For a half-cent sales tax for MARTA to appear on the ballot as part of that full cent, or in addition to it, state law needs to change.

On that front, MARTA has some powerful support.

House Speaker David Ralston recently said public transit is necessary to attract major corporations to the Atlanta area.

“If we expect to continue to attract global firms such as Mercedes-Benz, we have to be willing to put the past in the past and think more about the future,” he said. “I plan to rely on the local delegations from the MARTA counties to guide our discussion.”

The local delegations he mentions, at least in North Fulton, appear to be divided.

State Rep. Brad Raffensberger (R–Johns Creek), who is in his first legislative term, sees traffic problems that run east to west through Fulton County between Gwinnett and Cobb.

“Our traffic patterns aren’t so much north-south,” he said.

None of the stops on the proposed extension of MARTA’s Red Line are in his district.

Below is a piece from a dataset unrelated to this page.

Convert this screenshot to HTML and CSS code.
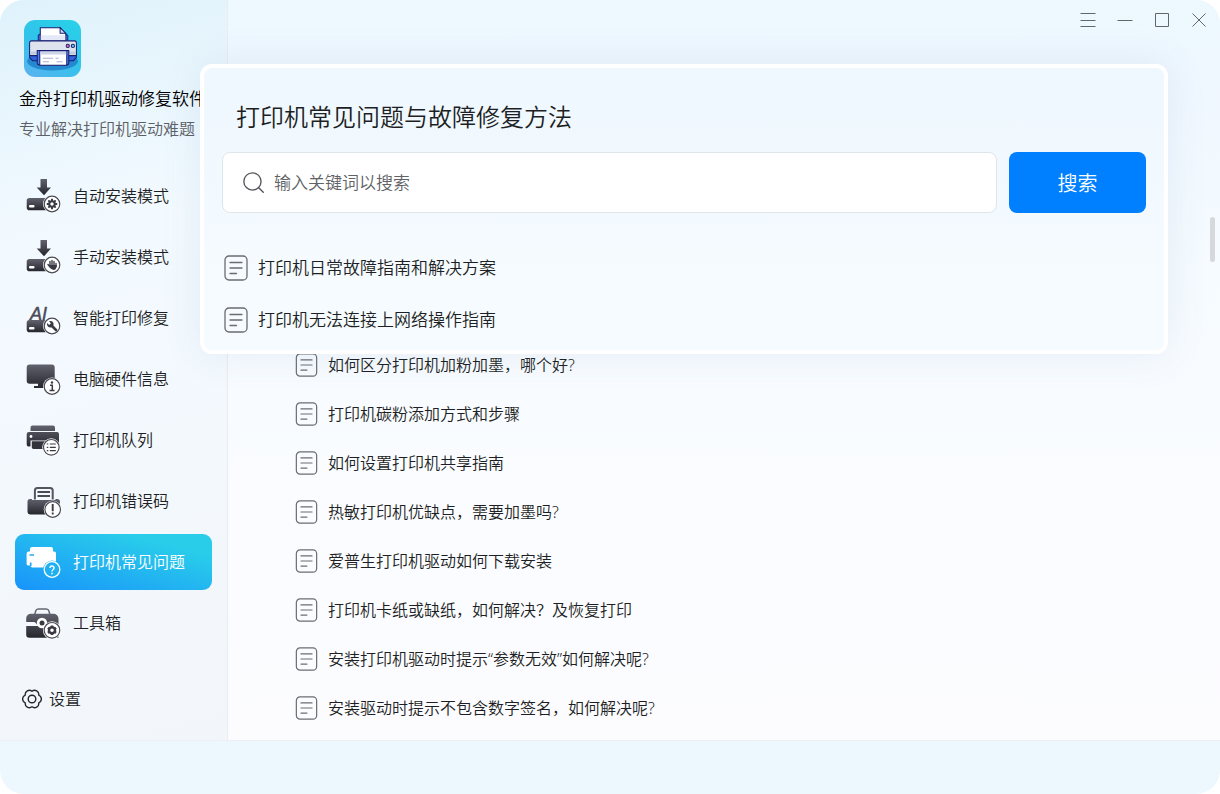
FILE: index.html
```html
<!DOCTYPE html>
<html lang="zh-CN">
<head>
<meta charset="utf-8">
<title>金舟打印机驱动修复软件</title>
<link rel="stylesheet" href="styles.css">
</head>
<body>
<svg class="defs" width="0" height="0" aria-hidden="true">
  <defs>
    <linearGradient id="ink" x1="0" y1="0" x2="0" y2="1"><stop offset="0" stop-color="#62626e"/><stop offset="1" stop-color="#26262e"/></linearGradient>
    <linearGradient id="logoBg" x1="0.8" y1="0" x2="0.2" y2="1"><stop offset="0" stop-color="#29d0e8"/><stop offset="0.5" stop-color="#30c4ea"/><stop offset="1" stop-color="#55b4ef"/></linearGradient>
    <symbol id="doc" viewBox="0 0 24 26"><g fill="none" stroke="#6a6d73" stroke-width="1.300" stroke-linecap="round"><rect x="1" y="1" width="22" height="24" rx="4"/><path d="M6 7.500h12M6 13h12M6 18.500h6.500"/></g></symbol>
    <symbol id="gear" viewBox="-8 -8 16 16"><path fill="none" stroke="currentColor" stroke-width="2.400" d="M0-3.100A3.100 3.100 0 1 1 0 3.100A3.100 3.100 0 1 1 0-3.100"/><path fill="none" stroke="currentColor" stroke-width="2.200" d="M0-3.500V-6M0 3.500V6M-3.500 0H-6M3.500 0H6M-2.500-2.500L-4.200-4.200M2.500 2.500L4.200 4.200M-2.500 2.500L-4.200 4.200M2.500-2.500L4.200-4.200"/></symbol>
  </defs>
</svg>
<div class="window">
  <div class="workspace">
    <aside class="sidebar">
      <header class="brand">
        <svg class="logo" viewBox="0 0 56 56" aria-hidden="true">
          <rect width="56" height="56" rx="11" fill="url(#logoBg)"/>
          <ellipse cx="28" cy="40.500" rx="25" ry="9" fill="#2489cf"/>
          <path d="M14 20v-5l3-2h22l4 2v5z" fill="#4471df" stroke="#1d2b7b"/>
          <path d="M16 20.500V7.500h19.500l5.500 6v7z" fill="#fff" stroke="#171f72"/>
          <path d="M16.500 15h24v5h-24z" fill="#e5e8f6"/>
          <path d="M35.500 7.500v5.500H41z" fill="#cfdbfb" stroke="#171f72"/>
          <path d="M5.500 32h46v5l-3 3h-40l-3-3z" fill="#2f65dd" stroke="#171f72"/>
          <path d="M7 20.500h43q1.500 0 1.500 2V34q0 1-1 1H6.500q-1 0-1-1V22.500q0-2 1.500-2z" fill="#dfe3ed" stroke="#171f72"/>
          <path d="M6 31h45v3H6z" fill="#c3cbde"/>
          <path d="M13 30h31v12q0 2-2 2H15q-2 0-2-2z" fill="#4d83f0" stroke="#171f72"/>
          <path d="M15.500 30.500h26.500V44.500H15.500z" fill="#fff" stroke="#171f72"/>
          <path d="M16 31h25.500v3H16z" fill="#cdd4e8"/>
          <path d="M18.500 37.500h10M31 37.500h3M18.500 41h6M32 41h6" stroke="#aab1d4"/>
          <circle cx="43" cy="25.500" r="1.600" fill="#ed6d9c" stroke="#171f72"/>
          <circle cx="48" cy="25.500" r="1.600" fill="#71cff1" stroke="#171f72"/>
        </svg>
        <h1 class="brand-name">金舟打印机驱动修复软件</h1>
        <p class="brand-tagline">专业解决打印机驱动难题</p>
      </header>
      <nav class="nav">
        <button class="nav-item" type="button">
          <svg class="nav-icon" viewBox="0 0 36 36" aria-hidden="true"><path fill="url(#ink)" d="M14.500 1h6.500v8.500h4L18 17.300 10.700 9.500h3.800z"/><path fill="url(#ink)" d="M3.500 20h23v12.200h-23a2.800 2.800 0 0 1-2.800-2.800v-6.600A2.800 2.800 0 0 1 3.500 20z"/><rect x="3" y="27" width="5.500" height="2.600" rx="1" fill="#fff"/><circle cx="26" cy="26" r="9" fill="#fff"/><circle cx="26" cy="26" r="7.800" fill="#fff" stroke="#4a4a54" stroke-width="1.200"/><use href="#gear" x="19" y="19" width="14" height="14" color="#3a3a44"/></svg>
          <span>自动安装模式</span>
        </button>
        <button class="nav-item" type="button">
          <svg class="nav-icon" viewBox="0 0 36 36" aria-hidden="true"><path fill="url(#ink)" d="M14.500 1h6.500v8.500h4L18 17.300 10.700 9.500h3.800z"/><path fill="url(#ink)" d="M3.500 20h23v12.200h-23a2.800 2.800 0 0 1-2.800-2.800v-6.600A2.800 2.800 0 0 1 3.500 20z"/><rect x="3" y="27" width="5.500" height="2.600" rx="1" fill="#fff"/><circle cx="26" cy="26" r="9" fill="#fff"/><circle cx="26" cy="26" r="7.800" fill="#fff" stroke="#4a4a54" stroke-width="1.200"/><path d="M24 27v-4.500M26 27v-5.500M28 27v-4.500M30 27.500v-3M22 25.500l2.500 3" fill="none" stroke="#3a3a44" stroke-width="1.400" stroke-linecap="round"/><path d="M23.300 26h7.400v1.500q-.7 3.500-3.200 3.500-2.200 0-4.200-3.500z" fill="#3a3a44"/></svg>
          <span>手动安装模式</span>
        </button>
        <button class="nav-item" type="button">
          <svg class="nav-icon" viewBox="0 0 36 36" aria-hidden="true"><text class="icon-ai" x="4" y="20">AI</text><path fill="url(#ink)" d="M3.500 20h23v12.200h-23a2.800 2.800 0 0 1-2.800-2.800v-6.600A2.800 2.800 0 0 1 3.500 20z"/><rect x="3" y="27" width="5.500" height="2.600" rx="1" fill="#fff"/><circle cx="26" cy="26" r="9" fill="#fff"/><circle cx="26" cy="26" r="7.800" fill="#fff" stroke="#4a4a54" stroke-width="1.200"/><path d="M25.500 25.500l4.500 4.500" stroke="#3a3a44" stroke-width="2.600" stroke-linecap="round"/><path d="M23 21.200a3.300 3.300 0 1 1-1.800 1.900l2 1.800 1.700-1.700z" fill="#3a3a44"/></svg>
          <span>智能打印修复</span>
        </button>
        <button class="nav-item" type="button">
          <svg class="nav-icon" viewBox="0 0 36 36" aria-hidden="true"><path fill="url(#ink)" d="M3.700 3.500h22a3 3 0 0 1 3 3v13.300a3 3 0 0 1-3 3h-22a3 3 0 0 1-3-3V6.500a3 3 0 0 1 3-3zM12 22h7v3h2v2H8v-2h4z"/><circle cx="26" cy="25.500" r="9" fill="#fff"/><circle cx="26" cy="25.500" r="7.800" fill="#fff" stroke="#4a4a54" stroke-width="1.200"/><circle cx="26" cy="21.500" r="1.200" fill="#3a3a44"/><path d="M24 24.300h2.300v5M23.500 29.600h5" fill="none" stroke="#3a3a44" stroke-width="1.500"/></svg>
          <span>电脑硬件信息</span>
        </button>
        <button class="nav-item" type="button">
          <svg class="nav-icon" viewBox="0 0 36 36" aria-hidden="true"><path fill="url(#ink)" d="M6.500 3.500h20.500a2 2 0 0 1 2 2V9H4.500V5.500a2 2 0 0 1 2-2zM3 10h28a2 2 0 0 1 2 2v12H4.500v.5H2.500a2 2 0 0 1-1.800-2V12.300A2.300 2.300 0 0 1 3 10z"/><circle cx="5" cy="14.500" r="1.400" fill="#fff"/><path d="M4.500 18.500h22V26h-22z" fill="#f4f9fe"/><path d="M5.800 19.200h18V27H7.500a1.700 1.700 0 0 1-1.700-1.700z" fill="#34343d"/><circle cx="25.300" cy="25.300" r="9" fill="#fff"/><circle cx="25.300" cy="25.300" r="7.800" fill="#fff" stroke="#4a4a54" stroke-width="1.200"/><path d="M23.800 22h6M23.800 25.300h6M23.800 28.600h6M20.800 22h1.500M20.800 25.300h1.500M20.800 28.600h1.500" stroke="#3a3a44" stroke-width="1.200"/></svg>
          <span>打印机队列</span>
        </button>
        <button class="nav-item" type="button">
          <svg class="nav-icon" viewBox="0 0 36 36" aria-hidden="true"><path d="M8.900 16.500V7.500a2.500 2.500 0 0 1 2.500-2.500h12.800a2.500 2.500 0 0 1 2.500 2.500v9" fill="#f4f9fe" stroke="#55555f" stroke-width="2"/><path d="M11.500 9h12.500M11.500 13h12.500" stroke="#4b4b56" stroke-width="1.800"/><path fill="url(#ink)" d="M4 16h2v1h23.500v-1h1.500a3 3 0 0 1 3 3v12.500H4.500a3 3 0 0 1-3-3v-10A2.500 2.500 0 0 1 4 16z"/><circle cx="26.700" cy="26.500" r="9" fill="#fff"/><circle cx="26.700" cy="26.500" r="7.800" fill="#fff" stroke="#4a4a54" stroke-width="1.200"/><path d="M26.700 21v7.200M26.700 29.500v2" stroke="#3a3a44" stroke-width="1.900"/></svg>
          <span>打印机错误码</span>
        </button>
        <button class="nav-item nav-item-active" type="button" aria-current="page">
          <svg class="nav-icon" viewBox="0 0 36 36" aria-hidden="true"><path fill="#fff" d="M6 3h19a2 2 0 0 1 2 2v2.500h1a2 2 0 0 1 2 2V21H22v2.500H6.500a2 2 0 0 1-2-2H2.200A1.700 1.700 0 0 1 .6 19.800V9.500a2 2 0 0 1 2-2H4V5a2 2 0 0 1 2-2z"/><path d="M3.500 11h4.500M4.700 18.500v3.500" stroke="#24a9f2" stroke-width="1.700"/><circle cx="26" cy="25.500" r="9" fill="#1fb3f1"/><circle cx="26" cy="25.500" r="7.800" fill="#1fb0f1" stroke="#fff" stroke-width="1.300"/><path d="M24 24a2 2 0 1 1 3.200 1.500q-1.200.8-1.200 1.900M26 28.800v1.400" fill="none" stroke="#fff" stroke-width="1.500"/></svg>
          <span>打印机常见问题</span>
        </button>
        <button class="nav-item" type="button">
          <svg class="nav-icon" viewBox="0 0 36 36" aria-hidden="true"><path d="M8.700 9.500l1-3.500q.6-2 2.600-2h8q2 0 2.600 2l1 3.500" fill="none" stroke="#666670" stroke-width="1.500"/><path fill="url(#ink)" d="M5 8.700h22.500a5 5 0 0 1 5 5V19.500H.2v-6A4.800 4.800 0 0 1 5 8.700zM.2 20.700h32.300v12H3.400a3.200 3.200 0 0 1-3.200-3.200z"/><path d="M0 17h8q1.500 0 2.200 1.500l1.800 2.400H0z" fill="#f4f9fe"/><circle cx="16" cy="18" r="5.200" fill="#fff"/><circle cx="16" cy="18" r="2.500" fill="#3a3a44"/><circle cx="26" cy="25.300" r="9" fill="#fff"/><circle cx="26" cy="25.300" r="7.800" fill="#fff" stroke="#4a4a54" stroke-width="1.200"/><circle cx="26" cy="25.300" r="3" fill="none" stroke="#3a3a44" stroke-width="2.400"/><path d="M26 20.500v1.600M26 28.500v1.600M21.800 23l1.500.8M30.200 23l-1.500.8M21.800 27.700l1.500-.8M30.200 27.700l-1.500-.8" stroke="#3a3a44" stroke-width="2.400"/></svg>
          <span>工具箱</span>
        </button>
      </nav>
      <button class="settings" type="button">
        <svg class="settings-icon" viewBox="0 0 20 20" aria-hidden="true"><g fill="none" stroke="#24262b" stroke-width="1.400" stroke-linejoin="round"><path d="M10 2.200A4.200 4.200 0 0 1 16.750 6.100A4.200 4.200 0 0 1 16.750 13.900A4.200 4.200 0 0 1 10 17.800A4.200 4.200 0 0 1 3.250 13.900A4.200 4.200 0 0 1 3.250 6.100A4.200 4.200 0 0 1 10 2.200z"/><circle cx="10" cy="10" r="3.800"/></g></svg>
        <span>设置</span>
      </button>
    </aside>
    <main class="content">
      <div class="window-controls">
        <button type="button" aria-label="菜单"><svg viewBox="0 0 16 16"><path d="M.5 1.500h15M.5 8.500h15M.5 14.500h15"/></svg></button>
        <button type="button" aria-label="最小化"><svg viewBox="0 0 16 16"><path d="M.5 8.500h15"/></svg></button>
        <button type="button" aria-label="最大化"><svg viewBox="0 0 16 16"><path d="M1.500 1.500h13v13h-13z"/></svg></button>
        <button type="button" aria-label="关闭"><svg viewBox="0 0 16 16"><path d="M1.500 1.500l13 13M14.500 1.500l-13 13"/></svg></button>
      </div>
      <ul class="articles">
        <li><a href="#a1"><svg class="doc" aria-hidden="true"><use href="#doc"/></svg>如何区分打印机加粉加墨，哪个好?</a></li>
        <li><a href="#a2"><svg class="doc" aria-hidden="true"><use href="#doc"/></svg>打印机碳粉添加方式和步骤</a></li>
        <li><a href="#a3"><svg class="doc" aria-hidden="true"><use href="#doc"/></svg>如何设置打印机共享指南</a></li>
        <li><a href="#a4"><svg class="doc" aria-hidden="true"><use href="#doc"/></svg>热敏打印机优缺点，需要加墨吗?</a></li>
        <li><a href="#a5"><svg class="doc" aria-hidden="true"><use href="#doc"/></svg>爱普生打印机驱动如何下载安装</a></li>
        <li><a href="#a6"><svg class="doc" aria-hidden="true"><use href="#doc"/></svg>打印机卡纸或缺纸，如何解决？及恢复打印</a></li>
        <li><a href="#a7"><svg class="doc" aria-hidden="true"><use href="#doc"/></svg>安装打印机驱动时提示“参数无效”如何解决呢?</a></li>
        <li><a href="#a8"><svg class="doc" aria-hidden="true"><use href="#doc"/></svg>安装驱动时提示不包含数字签名，如何解决呢?</a></li>
      </ul>
      <div class="scroll-thumb"></div>
    </main>
  </div>
  <footer class="statusbar"></footer>
  <section class="panel">
    <h2 class="panel-title">打印机常见问题与故障修复方法</h2>
    <form class="search">
      <label class="search-field">
        <svg class="search-icon" viewBox="0 0 20 20" aria-hidden="true"><g fill="none" stroke="#55575c" stroke-width="1.300" stroke-linecap="round"><circle cx="9" cy="9" r="8.200"/><path d="M15 15l4.300 4.300"/></g></svg>
        <input class="search-input" type="text" placeholder="输入关键词以搜索" aria-label="输入关键词以搜索">
      </label>
      <button class="search-button" type="button">搜索</button>
    </form>
    <ul class="featured">
      <li><a href="#f1"><svg class="doc doc-large" aria-hidden="true"><use href="#doc"/></svg>打印机日常故障指南和解决方案</a></li>
      <li><a href="#f2"><svg class="doc doc-large" aria-hidden="true"><use href="#doc"/></svg>打印机无法连接上网络操作指南</a></li>
    </ul>
  </section>
</div>
</body>
</html>
```
FILE: styles.css
```css
* {
  box-sizing: border-box;
}

body {
  margin: 0;
  background: #fff;
  color: #1d1f24;
  font-family: "Noto Sans", "Noto Sans CJK SC", sans-serif;
  font-size: 16px;
  font-weight: 350;
  line-height: 24px;
}

h1, h2, p, ul {
  margin: 0;
  padding: 0;
  font-weight: inherit;
}

ul {
  list-style: none;
}

a {
  color: inherit;
  text-decoration: none;
}

button, input {
  padding: 0;
  border: 0;
  background: none;
  color: inherit;
  font: inherit;
}

.defs {
  position: absolute;
}

.window {
  position: relative;
  display: flex;
  flex-direction: column;
  min-height: 100vh;
  overflow: hidden;
  border-radius: 24px;
  background: #edf8fe;
}

.workspace {
  display: flex;
  flex: 1;
}

.statusbar {
  height: 54px;
  border-top: 1px solid #ecf0f3;
}

.sidebar {
  display: flex;
  flex: none;
  flex-direction: column;
  width: 228px;
  padding: 20px 15px 29px;
  border-right: 1px solid #e9edf0;
  background: linear-gradient(165deg, #dff2fb 0%, #e9f6fd 16%, #f3faff 32%, #f3f8fd 65%, #f2f6fa 100%);
}

.brand {
  padding-left: 4px;
  white-space: nowrap;
}

.logo {
  display: block;
  width: 57px;
  height: 57px;
  margin-left: 5px;
}

.brand-name {
  margin-top: 7px;
  color: #000;
  font-size: 17px;
  line-height: 30px;
}

.brand-tagline {
  color: #5c6065;
  line-height: 30px;
}

.nav {
  display: flex;
  flex-direction: column;
  gap: 5px;
  margin-top: 24px;
}

.nav-item {
  display: flex;
  align-items: center;
  gap: 11px;
  height: 56px;
  padding-left: 11px;
  border-radius: 9px;
}

.nav-item-active {
  background: linear-gradient(15deg, #1893fb 0%, #22b4f1 45%, #29cdea 80%);
  color: #fff;
}

.nav-icon {
  width: 36px;
  height: 36px;
}

.icon-ai {
  fill: #4b4b56;
  stroke: #4b4b56;
  stroke-width: 0.5;
  font-family: "Liberation Sans", sans-serif;
  font-size: 18px;
  font-style: italic;
  font-weight: 400;
}

.settings {
  display: flex;
  align-items: center;
  align-self: flex-start;
  gap: 7px;
  margin-top: auto;
  padding-left: 7px;
}

.settings-icon {
  width: 20px;
  height: 20px;
}

.content {
  position: relative;
  flex: 1;
  background: linear-gradient(180deg, #edf9fe 0%, #eff7ff 10%, #f5fbff 35%, #fafcff 65%, #fcfcff 100%);
}

.window-controls {
  display: flex;
  justify-content: flex-end;
  gap: 21px;
  padding: 12px 13px 0 0;
}

.window-controls button {
  width: 16px;
  height: 16px;
}

.window-controls svg {
  display: block;
  width: 16px;
  height: 16px;
  fill: none;
  stroke: #63666b;
  stroke-width: 1;
}

.articles {
  display: flex;
  flex-direction: column;
  gap: 25px;
  padding: 325px 20px 20px 67px;
}

.articles a,
.featured a {
  display: flex;
  align-items: center;
  gap: 10px;
}

.doc {
  flex: none;
  width: 23px;
  height: 24px;
}

.doc-large {
  width: 24px;
  height: 26px;
}

.scroll-thumb {
  position: absolute;
  top: 217px;
  right: 5px;
  width: 5px;
  height: 45px;
  border-radius: 3px;
  background: #d5d9dc;
}

.panel {
  position: absolute;
  top: 64px;
  right: 52px;
  left: 200px;
  padding: 31px 18px 17px;
  border: 4px solid #fff;
  border-radius: 12px;
  background: linear-gradient(180deg, #eff8ff 0%, #f2f9ff 45%, #f6fbff 75%, #f6fbff 100%);
  box-shadow: 0 0 40px rgba(70, 110, 160, 0.1);
}

.panel-title {
  padding-left: 14px;
  font-size: 24px;
  line-height: 36px;
}

.search {
  display: flex;
  gap: 12px;
  height: 61px;
  margin-top: 17px;
}

.search-field {
  display: flex;
  flex: 1;
  align-items: center;
  gap: 10px;
  padding: 0 20px;
  border: 1px solid #dfe6ea;
  border-radius: 8px;
  background: #fff;
}

.search-icon {
  flex: none;
  width: 21px;
  height: 21px;
}

.search-input {
  flex: 1;
  min-width: 0;
  outline: none;
  font-size: 17px;
}

.search-input::placeholder {
  color: #606266;
  opacity: 1;
}

.search-button {
  width: 137px;
  padding-top: 2px;
  border-radius: 8px;
  background: #007fff;
  color: #fff;
  font-size: 20px;
}

.featured {
  display: flex;
  flex-direction: column;
  gap: 26px;
  margin-top: 42px;
  padding-left: 2px;
  font-size: 17px;
}
```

“What we don’t want to do, I believe, is make a decision and take on long-term debt for another 42 years and it not be the right solution,” he said.

But the more senior legislator, Republican Sen. Brandon Beach, president and CEO of the North Fulton Chamber of Commerce, has been a longtime advocate for MARTA expansion.

“If you’re gonna be a technology city of the South and a technology hub, and these millennials and these workers want to have transit options, you gotta do it,” he said.

It’s not clear what lawmakers can or will do for MARTA once legislators get together next month for the 40-day session.

They could even make a move so the transit agency could ask for money from voters without Fulton County’s unanimous approval.

Back at the food court, tech worker David Pinson says he’d only vote for more money for MARTA if it would help his commute.

He wants to see something big, and expansive.

“If they had a solid plan to reduce traffic, then yes, I would consider that,” he said.

What Pinson might see on the ballot next year is still anybody’s guess.

For now, any solution to alleviate traffic in Atlanta is stuck between North Fulton cities and state lawmakers.